**Data in this exercise**
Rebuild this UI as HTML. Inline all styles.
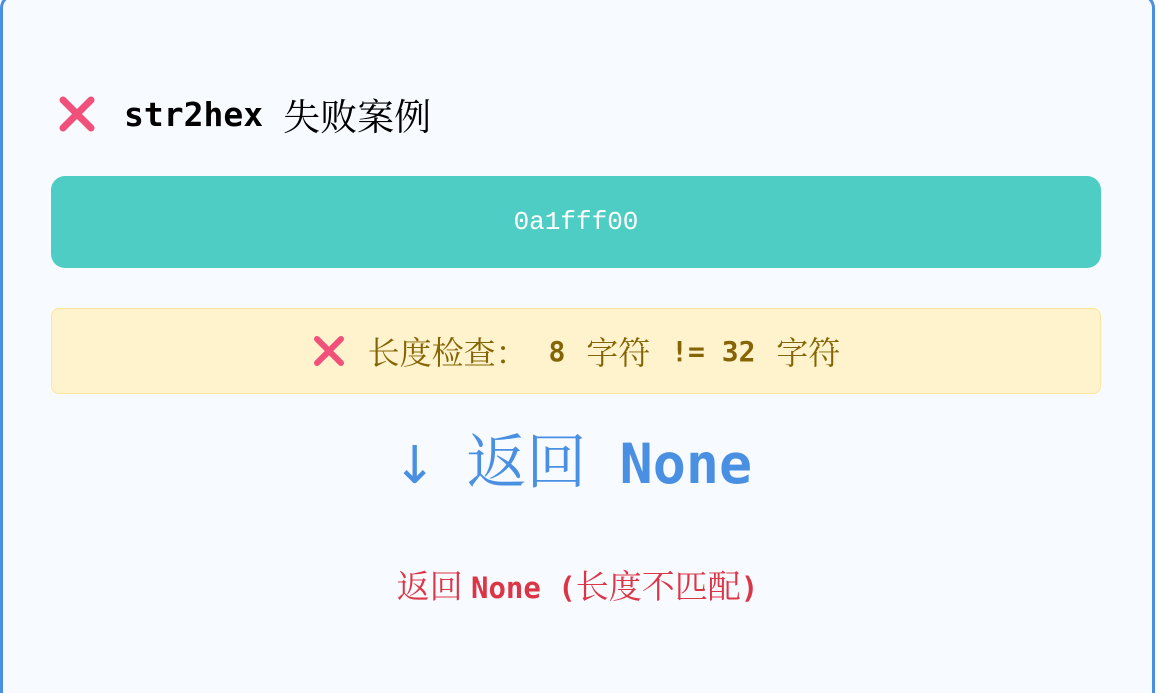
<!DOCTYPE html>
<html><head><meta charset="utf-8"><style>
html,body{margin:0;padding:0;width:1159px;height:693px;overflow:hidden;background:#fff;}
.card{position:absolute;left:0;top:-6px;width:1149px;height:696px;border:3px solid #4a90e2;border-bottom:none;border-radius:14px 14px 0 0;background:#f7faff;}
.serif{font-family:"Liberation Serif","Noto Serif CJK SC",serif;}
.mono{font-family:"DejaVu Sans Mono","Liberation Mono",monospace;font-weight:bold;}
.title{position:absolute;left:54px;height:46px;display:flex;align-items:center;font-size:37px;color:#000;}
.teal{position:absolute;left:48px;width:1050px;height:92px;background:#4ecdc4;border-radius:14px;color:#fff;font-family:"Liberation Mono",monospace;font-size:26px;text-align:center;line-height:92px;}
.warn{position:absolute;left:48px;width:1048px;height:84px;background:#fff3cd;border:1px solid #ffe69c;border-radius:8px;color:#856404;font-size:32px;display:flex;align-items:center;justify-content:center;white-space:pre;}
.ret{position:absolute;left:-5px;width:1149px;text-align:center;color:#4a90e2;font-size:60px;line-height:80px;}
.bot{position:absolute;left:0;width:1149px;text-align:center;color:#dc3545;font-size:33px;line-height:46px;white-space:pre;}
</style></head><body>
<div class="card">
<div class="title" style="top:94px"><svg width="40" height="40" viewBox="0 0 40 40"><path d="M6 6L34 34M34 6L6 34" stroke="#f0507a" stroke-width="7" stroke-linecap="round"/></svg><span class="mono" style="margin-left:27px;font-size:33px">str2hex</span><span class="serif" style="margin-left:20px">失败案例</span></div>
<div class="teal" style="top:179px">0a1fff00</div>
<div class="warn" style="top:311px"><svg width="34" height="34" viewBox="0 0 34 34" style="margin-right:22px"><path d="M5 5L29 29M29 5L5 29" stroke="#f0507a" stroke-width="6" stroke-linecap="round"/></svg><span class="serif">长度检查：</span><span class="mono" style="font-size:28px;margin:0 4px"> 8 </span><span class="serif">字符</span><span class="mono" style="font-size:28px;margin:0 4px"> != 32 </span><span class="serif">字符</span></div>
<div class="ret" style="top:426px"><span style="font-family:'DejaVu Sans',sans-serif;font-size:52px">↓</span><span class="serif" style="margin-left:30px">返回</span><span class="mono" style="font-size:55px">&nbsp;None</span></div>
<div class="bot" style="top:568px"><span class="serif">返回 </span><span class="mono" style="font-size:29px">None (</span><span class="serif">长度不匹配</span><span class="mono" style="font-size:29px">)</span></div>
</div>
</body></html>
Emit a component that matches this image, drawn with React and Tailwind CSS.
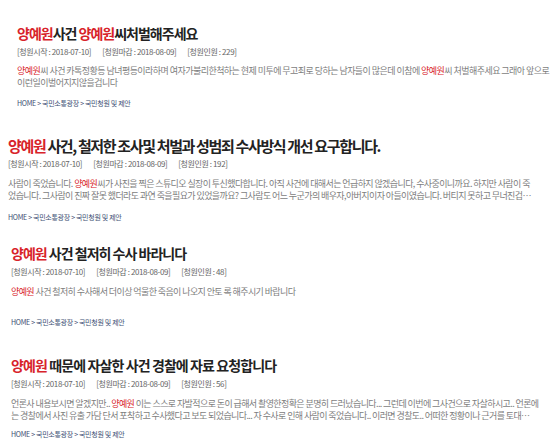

**Do this**
Set down all the data again exactly as above, pictures excluded.

**Output**
Rebuild this UI as HTML. Inline all styles.
<!DOCTYPE html>
<html><head><meta charset="utf-8"><style>
html,body{margin:0;padding:0;width:1159px;height:693px;overflow:hidden;background:#fff;}
.card{position:absolute;left:0;top:-6px;width:1149px;height:696px;border:3px solid #4a90e2;border-bottom:none;border-radius:14px 14px 0 0;background:#f7faff;}
.serif{font-family:"Liberation Serif","Noto Serif CJK SC",serif;}
.mono{font-family:"DejaVu Sans Mono","Liberation Mono",monospace;font-weight:bold;}
.title{position:absolute;left:54px;height:46px;display:flex;align-items:center;font-size:37px;color:#000;}
.teal{position:absolute;left:48px;width:1050px;height:92px;background:#4ecdc4;border-radius:14px;color:#fff;font-family:"Liberation Mono",monospace;font-size:26px;text-align:center;line-height:92px;}
.warn{position:absolute;left:48px;width:1048px;height:84px;background:#fff3cd;border:1px solid #ffe69c;border-radius:8px;color:#856404;font-size:32px;display:flex;align-items:center;justify-content:center;white-space:pre;}
.ret{position:absolute;left:-5px;width:1149px;text-align:center;color:#4a90e2;font-size:60px;line-height:80px;}
.bot{position:absolute;left:0;width:1149px;text-align:center;color:#dc3545;font-size:33px;line-height:46px;white-space:pre;}
</style></head><body>
<div class="card">
<div class="title" style="top:94px"><svg width="40" height="40" viewBox="0 0 40 40"><path d="M6 6L34 34M34 6L6 34" stroke="#f0507a" stroke-width="7" stroke-linecap="round"/></svg><span class="mono" style="margin-left:27px;font-size:33px">str2hex</span><span class="serif" style="margin-left:20px">失败案例</span></div>
<div class="teal" style="top:179px">0a1fff00</div>
<div class="warn" style="top:311px"><svg width="34" height="34" viewBox="0 0 34 34" style="margin-right:22px"><path d="M5 5L29 29M29 5L5 29" stroke="#f0507a" stroke-width="6" stroke-linecap="round"/></svg><span class="serif">长度检查：</span><span class="mono" style="font-size:28px;margin:0 4px"> 8 </span><span class="serif">字符</span><span class="mono" style="font-size:28px;margin:0 4px"> != 32 </span><span class="serif">字符</span></div>
<div class="ret" style="top:426px"><span style="font-family:'DejaVu Sans',sans-serif;font-size:52px">↓</span><span class="serif" style="margin-left:30px">返回</span><span class="mono" style="font-size:55px">&nbsp;None</span></div>
<div class="bot" style="top:568px"><span class="serif">返回 </span><span class="mono" style="font-size:29px">None (</span><span class="serif">长度不匹配</span><span class="mono" style="font-size:29px">)</span></div>
</div>
</body></html>
Emit a component that matches this image, drawn with React and Tailwind CSS.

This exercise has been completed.